Process Variables: Abrasive stone type, magnetic field intensity, and spindle speed.
This represents the automation of manual deburring. By mounting grinding tools on a multi-axis robotic arm, manufacturers achieve highly repeatable results. Supported by advanced offline programming and active force-compliance technology, the robot can dynamically adjust its pressure and speed to mimic human touch.
Key Features: Vastly improves production efficiency and yield rates compared to manual labor, though it requires significant upfront investment and programming expertise.
In milling operations, deburring is notoriously complex and expensive because burrs form in multiple locations, sizes, and directions based on the toolpath.
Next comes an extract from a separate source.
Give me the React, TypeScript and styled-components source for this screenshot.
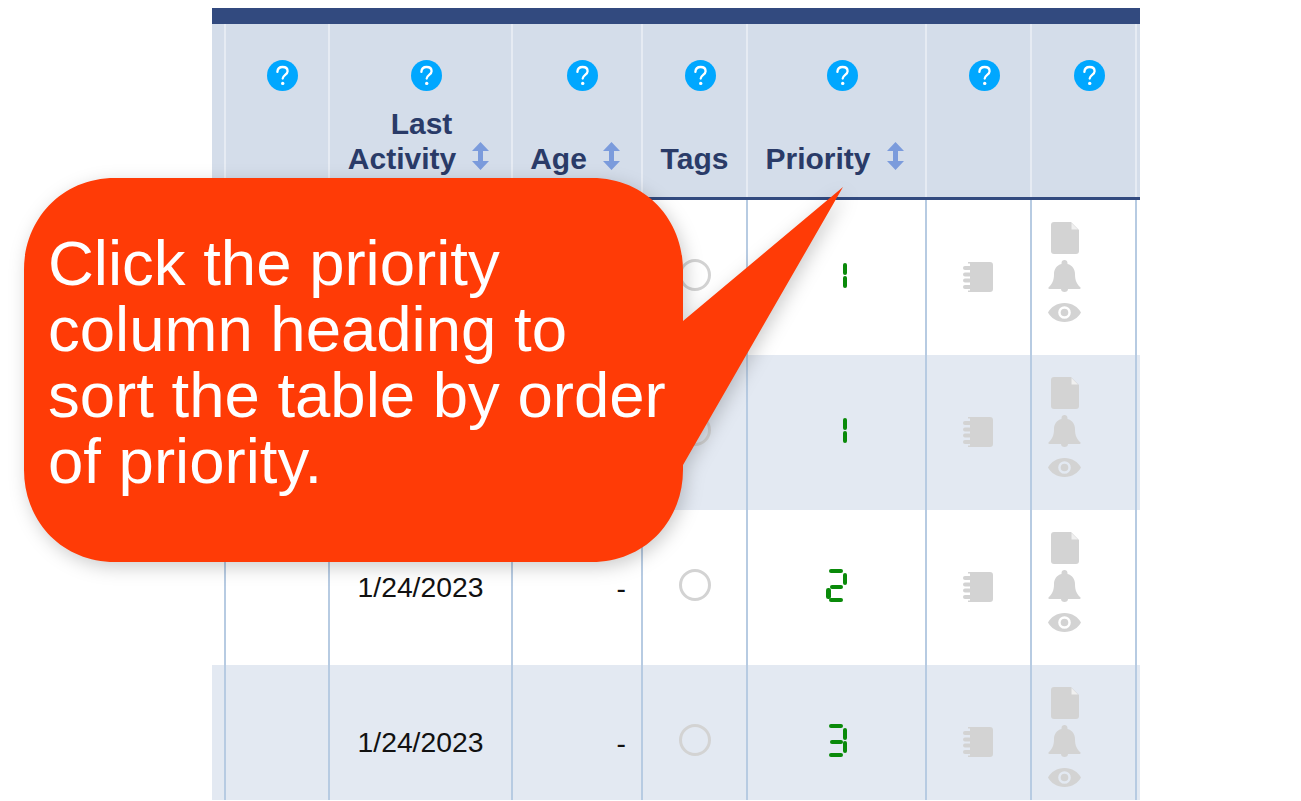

The most cost-effective deburring strategy is prevention.
Engineers should focus on optimizing the cutting process by:
Material Selection: Choosing alloys with better machinability (e.g., opting for 6061-T6 aluminum over softer, gummier grades like 5052 when feasible) to ensure cleaner chip breakage.
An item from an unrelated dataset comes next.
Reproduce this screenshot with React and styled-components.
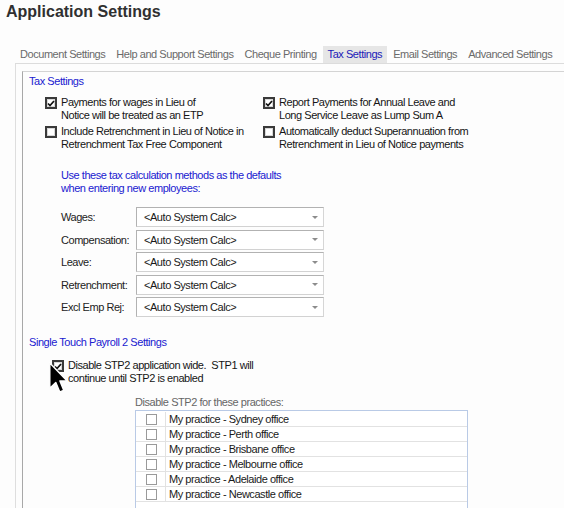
import React from "react";
import styled, { createGlobalStyle } from "styled-components";

const Global = createGlobalStyle`
  html, body { margin: 0; padding: 0; background: #fdfdfd; }
  body { font-family: "Liberation Sans", Arial, sans-serif; font-size: 11px; letter-spacing: -0.45px; color: #151515; }
  * { box-sizing: border-box; }
`;

const Page = styled.div`
  width: 564px;
  height: 508px;
  overflow: hidden;
  background: #fdfdfd;
  position: relative;
`;

const Title = styled.h1`
  margin: 0;
  padding: 3px 0 0 6px;
  height: 46px;
  font-size: 16px;
  font-weight: bold;
  color: #303030;
  letter-spacing: 0;
`;

const TabBar = styled.div`
  display: flex;
  margin-left: 15px;
  border-bottom: 1px solid #dcdcdc;
  height: 18px;
`;

const Tab = styled.div`
  padding: 0 5px;
  height: 17px;
  line-height: 17px;
  margin-left: ${(p) => (p.$first ? "0" : "1px")};
  color: ${(p) => (p.$active ? "#2020b8" : "#6a6a6a")};
  background: ${(p) => (p.$active ? "#e6e6e6" : "transparent")};
  white-space: nowrap;
`;

const Outer = styled.div`
  margin-left: 15px;
  border-left: 1px solid #dedede;
  padding: 7px 0 0 6px;
  height: 500px;
`;

const Group = styled.div`
  border-left: 1px solid #a8a8a8;
  border-top: 1px solid #d4d4d4;
  height: 500px;
  padding: 3px 0 0 6px;
`;

const Heading = styled.div`
  color: #2020d0;
  line-height: 13px;
  margin-top: ${(p) => p.$mt || 0}px;
`;

const CheckGrid = styled.div`
  display: grid;
  grid-template-columns: 218px 240px;
  row-gap: 3px;
  margin-top: 8px;
  margin-left: 16px;
`;

const CheckItem = styled.label`
  display: flex;
  align-items: flex-start;
  gap: 4px;
  line-height: 13px;
  white-space: nowrap;
`;

const Box = styled.span`
  flex: none;
  width: 12px;
  height: 12px;
  margin-top: 1px;
  border: 2px solid #3a3a3a;
  background: #fff;
  box-shadow: inset 0 0 0 1px #d8d8d8;
  display: flex;
  align-items: center;
  justify-content: center;
`;

const SmallBox = styled.span`
  display: block;
  width: 11px;
  height: 11px;
  border: 1px solid #9a9a9a;
  background: #fff;
`;

const Check = () => (
  <svg width="8" height="7" viewBox="0 0 8 7">
    <path d="M1 3.5 L3 5.5 L7 1" fill="none" stroke="#111" strokeWidth="1.7" />
  </svg>
);

const Intro = styled.div`
  color: #2020d0;
  line-height: 13px;
  margin: 18px 0 0 32px;
`;

const Form = styled.div`
  display: grid;
  grid-template-columns: 75px 188px;
  row-gap: 2.5px;
  margin: 12px 0 0 32px;
`;

const FieldLabel = styled.div`
  line-height: 20px;
  height: 20px;
  color: #222;
`;

const Select = styled.div`
  height: 20px;
  border: 1px solid #b2b2b2;
  border-right-color: #d6d6d6;
  border-bottom-color: #d2d2d2;
  background: #fff;
  display: flex;
  align-items: center;
  justify-content: space-between;
  padding: 0 5px 0 7px;
  color: #1a1a1a;
`;

const Caret = styled.span`
  width: 0;
  height: 0;
  border-left: 3px solid transparent;
  border-right: 3px solid transparent;
  border-top: 3px solid #8c8c8c;
`;

const StpRow = styled.div`
  margin: 10px 0 0 23px;
  position: relative;
`;

const Cursor = styled.svg`
  position: absolute;
  left: -3px;
  top: 3px;
`;

const ListHeading = styled.div`
  color: #666;
  line-height: 13px;
  margin: 11px 0 0 106px;
`;

const List = styled.div`
  margin: 1px 0 0 106px;
  width: 333px;
  height: 120px;
  border: 1px solid #b9cae6;
  border-bottom: none;
  background: #fff;
  padding-top: 1px;
`;

const Row = styled.div`
  display: grid;
  grid-template-columns: 30px 1fr;
  height: 15px;
  border-bottom: 1px solid #e2e2e2;
`;

const CheckCell = styled.div`
  display: flex;
  align-items: center;
  padding-left: 10px;
  border-right: 1px solid #e2e2e2;
`;

const NameCell = styled.div`
  line-height: 14px;
  padding-left: 3px;
  color: #1a1a1a;
`;

const tabs = [
  "Document Settings",
  "Help and Support Settings",
  "Cheque Printing",
  "Tax Settings",
  "Email Settings",
  "Advanced Settings",
];

const fields = ["Wages:", "Compensation:", "Leave:", "Retrenchment:", "Excl Emp Rej:"];

const offices = ["Sydney", "Perth", "Brisbane", "Melbourne", "Adelaide", "Newcastle"];

export default function App() {
  return (
    <Page>
      <Global />
      <Title>Application Settings</Title>
      <TabBar>
        {tabs.map((t, i) => (
          <Tab key={t} $first={i === 0} $active={t === "Tax Settings"}>
            {t}
          </Tab>
        ))}
      </TabBar>
      <Outer>
        <Group>
          <Heading>Tax Settings</Heading>
          <CheckGrid>
            <CheckItem>
              <Box><Check /></Box>
              <span>Payments for wages in Lieu of<br />Notice will be treated as an ETP</span>
            </CheckItem>
            <CheckItem>
              <Box><Check /></Box>
              <span>Report Payments for Annual Leave and<br />Long Service Leave as Lump Sum A</span>
            </CheckItem>
            <CheckItem>
              <Box />
              <span>Include Retrenchment in Lieu of Notice in<br />Retrenchment Tax Free Component</span>
            </CheckItem>
            <CheckItem>
              <Box />
              <span>Automatically deduct Superannuation from<br />Retrenchment in Lieu of Notice payments</span>
            </CheckItem>
          </CheckGrid>
          <Intro>
            Use these tax calculation methods as the defaults
            <br />
            when entering new employees:
          </Intro>
          <Form>
            {fields.map((f) => (
              <React.Fragment key={f}>
                <FieldLabel>{f}</FieldLabel>
                <Select>
                  <span>&lt;Auto System Calc&gt;</span>
                  <Caret />
                </Select>
              </React.Fragment>
            ))}
          </Form>
          <Heading $mt={19}>Single Touch Payroll 2 Settings</Heading>
          <StpRow>
            <CheckItem>
              <Box><Check /></Box>
              <span>Disable STP2 application wide.&nbsp; STP1 will<br />continue until STP2 is enabled</span>
            </CheckItem>
            <Cursor width="19" height="32" viewBox="0 0 12 20">
              <path
                d="M0.5 0.5 L0.5 16.5 L4.3 12.8 L6.8 18.8 L9.3 17.8 L6.9 11.9 L11.5 11.9 Z"
                fill="#000"
                stroke="#fff"
                strokeWidth="0.9"
                strokeLinejoin="round"
              />
            </Cursor>
          </StpRow>
          <ListHeading>Disable STP2 for these practices:</ListHeading>
          <List>
            {offices.map((o) => (
              <Row key={o}>
                <CheckCell><SmallBox /></CheckCell>
                <NameCell>My practice - {o} office</NameCell>
              </Row>
            ))}
          </List>
        </Group>
      </Outer>
    </Page>
  );
}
Tool Geometry: Utilizing highly sharp, polished inserts with optimized rake angles to reduce cutting forces.
Toolpath Strategies: Implementing climb milling rather than conventional milling, and ensuring the cutter exits the material at an angle that minimizes edge rollover.
For OEMs leveraging medium-cost manufacturing ecosystems, balancing automation with capital expenditure is critical. While manual deburring is cheap initially, the inconsistency can lead to high scrap rates on precision components governed by strict ISO 2768 tolerances.
Recommendation: Implement a hybrid approach. Utilize vibratory tumbling for bulk external radiusing, and reserve targeted processes like Abrasive Flow Machining (AFM) or Electrochemical Deburring solely for critical internal geometries where manual intervention is impossible. This targeted investment ensures functional superiority without inflating the per-part cost.
To guarantee the success of your project, always evaluate a manufacturing partner’s finishing capabilities alongside their core machining or casting competencies. The right deburring strategy is the invisible differentiator between a standard part and a world-class component.